▶ [Description of the task]: Each entry below should be reproduced character for character.
— Start of Source data —
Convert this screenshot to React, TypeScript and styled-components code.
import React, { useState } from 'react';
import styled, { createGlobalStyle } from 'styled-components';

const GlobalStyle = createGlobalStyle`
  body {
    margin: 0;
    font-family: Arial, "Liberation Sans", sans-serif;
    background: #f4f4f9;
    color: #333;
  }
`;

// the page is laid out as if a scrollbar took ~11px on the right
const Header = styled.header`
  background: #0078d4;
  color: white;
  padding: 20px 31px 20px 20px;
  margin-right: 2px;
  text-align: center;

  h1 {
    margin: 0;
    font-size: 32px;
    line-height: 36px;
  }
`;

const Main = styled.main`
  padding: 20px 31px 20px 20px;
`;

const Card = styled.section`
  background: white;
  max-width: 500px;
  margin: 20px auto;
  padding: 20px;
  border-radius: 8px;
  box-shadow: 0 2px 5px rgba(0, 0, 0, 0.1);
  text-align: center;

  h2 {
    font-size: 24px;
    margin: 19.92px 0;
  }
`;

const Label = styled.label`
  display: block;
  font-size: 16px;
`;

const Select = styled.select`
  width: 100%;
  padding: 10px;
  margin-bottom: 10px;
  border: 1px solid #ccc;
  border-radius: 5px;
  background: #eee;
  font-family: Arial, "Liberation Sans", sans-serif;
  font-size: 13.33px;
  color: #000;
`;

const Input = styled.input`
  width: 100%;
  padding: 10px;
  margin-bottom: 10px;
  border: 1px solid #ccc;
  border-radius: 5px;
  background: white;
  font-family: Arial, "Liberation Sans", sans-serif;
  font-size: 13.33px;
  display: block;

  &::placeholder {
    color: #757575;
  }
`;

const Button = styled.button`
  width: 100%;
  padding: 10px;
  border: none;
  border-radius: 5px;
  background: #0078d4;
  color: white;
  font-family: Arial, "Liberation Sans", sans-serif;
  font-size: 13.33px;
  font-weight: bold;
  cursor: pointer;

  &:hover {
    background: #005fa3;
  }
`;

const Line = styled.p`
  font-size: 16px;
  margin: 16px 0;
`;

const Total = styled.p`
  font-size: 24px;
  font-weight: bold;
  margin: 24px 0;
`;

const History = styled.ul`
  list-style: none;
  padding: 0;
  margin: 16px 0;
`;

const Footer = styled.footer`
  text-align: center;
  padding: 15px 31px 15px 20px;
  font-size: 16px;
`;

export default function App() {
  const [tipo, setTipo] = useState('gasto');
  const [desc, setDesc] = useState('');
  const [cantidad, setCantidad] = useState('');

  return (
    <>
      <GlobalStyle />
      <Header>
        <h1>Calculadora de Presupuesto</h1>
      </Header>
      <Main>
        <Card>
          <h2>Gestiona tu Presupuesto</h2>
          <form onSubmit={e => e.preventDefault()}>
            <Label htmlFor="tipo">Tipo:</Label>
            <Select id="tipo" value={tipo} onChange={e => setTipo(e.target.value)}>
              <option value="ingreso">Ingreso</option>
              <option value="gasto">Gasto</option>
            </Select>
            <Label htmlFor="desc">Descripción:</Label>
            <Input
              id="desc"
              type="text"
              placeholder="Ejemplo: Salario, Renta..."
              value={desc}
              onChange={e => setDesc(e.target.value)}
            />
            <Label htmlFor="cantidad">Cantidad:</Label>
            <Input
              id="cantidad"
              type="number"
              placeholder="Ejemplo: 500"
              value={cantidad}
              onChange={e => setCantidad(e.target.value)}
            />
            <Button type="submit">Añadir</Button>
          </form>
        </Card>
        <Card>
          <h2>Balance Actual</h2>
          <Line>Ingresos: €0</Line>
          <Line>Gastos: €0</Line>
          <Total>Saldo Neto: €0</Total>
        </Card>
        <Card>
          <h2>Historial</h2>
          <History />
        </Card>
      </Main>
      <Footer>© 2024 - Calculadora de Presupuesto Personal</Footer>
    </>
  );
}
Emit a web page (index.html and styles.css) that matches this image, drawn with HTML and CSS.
— End of Source data —
▶ [Answer to the problem]:
Convert this screenshot to React, TypeScript and styled-components code.
import React, { useState } from 'react';
import styled, { createGlobalStyle } from 'styled-components';

const GlobalStyle = createGlobalStyle`
  body {
    margin: 0;
    font-family: Arial, "Liberation Sans", sans-serif;
    background: #f4f4f9;
    color: #333;
  }
`;

// the page is laid out as if a scrollbar took ~11px on the right
const Header = styled.header`
  background: #0078d4;
  color: white;
  padding: 20px 31px 20px 20px;
  margin-right: 2px;
  text-align: center;

  h1 {
    margin: 0;
    font-size: 32px;
    line-height: 36px;
  }
`;

const Main = styled.main`
  padding: 20px 31px 20px 20px;
`;

const Card = styled.section`
  background: white;
  max-width: 500px;
  margin: 20px auto;
  padding: 20px;
  border-radius: 8px;
  box-shadow: 0 2px 5px rgba(0, 0, 0, 0.1);
  text-align: center;

  h2 {
    font-size: 24px;
    margin: 19.92px 0;
  }
`;

const Label = styled.label`
  display: block;
  font-size: 16px;
`;

const Select = styled.select`
  width: 100%;
  padding: 10px;
  margin-bottom: 10px;
  border: 1px solid #ccc;
  border-radius: 5px;
  background: #eee;
  font-family: Arial, "Liberation Sans", sans-serif;
  font-size: 13.33px;
  color: #000;
`;

const Input = styled.input`
  width: 100%;
  padding: 10px;
  margin-bottom: 10px;
  border: 1px solid #ccc;
  border-radius: 5px;
  background: white;
  font-family: Arial, "Liberation Sans", sans-serif;
  font-size: 13.33px;
  display: block;

  &::placeholder {
    color: #757575;
  }
`;

const Button = styled.button`
  width: 100%;
  padding: 10px;
  border: none;
  border-radius: 5px;
  background: #0078d4;
  color: white;
  font-family: Arial, "Liberation Sans", sans-serif;
  font-size: 13.33px;
  font-weight: bold;
  cursor: pointer;

  &:hover {
    background: #005fa3;
  }
`;

const Line = styled.p`
  font-size: 16px;
  margin: 16px 0;
`;

const Total = styled.p`
  font-size: 24px;
  font-weight: bold;
  margin: 24px 0;
`;

const History = styled.ul`
  list-style: none;
  padding: 0;
  margin: 16px 0;
`;

const Footer = styled.footer`
  text-align: center;
  padding: 15px 31px 15px 20px;
  font-size: 16px;
`;

export default function App() {
  const [tipo, setTipo] = useState('gasto');
  const [desc, setDesc] = useState('');
  const [cantidad, setCantidad] = useState('');

  return (
    <>
      <GlobalStyle />
      <Header>
        <h1>Calculadora de Presupuesto</h1>
      </Header>
      <Main>
        <Card>
          <h2>Gestiona tu Presupuesto</h2>
          <form onSubmit={e => e.preventDefault()}>
            <Label htmlFor="tipo">Tipo:</Label>
            <Select id="tipo" value={tipo} onChange={e => setTipo(e.target.value)}>
              <option value="ingreso">Ingreso</option>
              <option value="gasto">Gasto</option>
            </Select>
            <Label htmlFor="desc">Descripción:</Label>
            <Input
              id="desc"
              type="text"
              placeholder="Ejemplo: Salario, Renta..."
              value={desc}
              onChange={e => setDesc(e.target.value)}
            />
            <Label htmlFor="cantidad">Cantidad:</Label>
            <Input
              id="cantidad"
              type="number"
              placeholder="Ejemplo: 500"
              value={cantidad}
              onChange={e => setCantidad(e.target.value)}
            />
            <Button type="submit">Añadir</Button>
          </form>
        </Card>
        <Card>
          <h2>Balance Actual</h2>
          <Line>Ingresos: €0</Line>
          <Line>Gastos: €0</Line>
          <Total>Saldo Neto: €0</Total>
        </Card>
        <Card>
          <h2>Historial</h2>
          <History />
        </Card>
      </Main>
      <Footer>© 2024 - Calculadora de Presupuesto Personal</Footer>
    </>
  );
}
Emit a web page (index.html and styles.css) that matches this image, drawn with HTML and CSS.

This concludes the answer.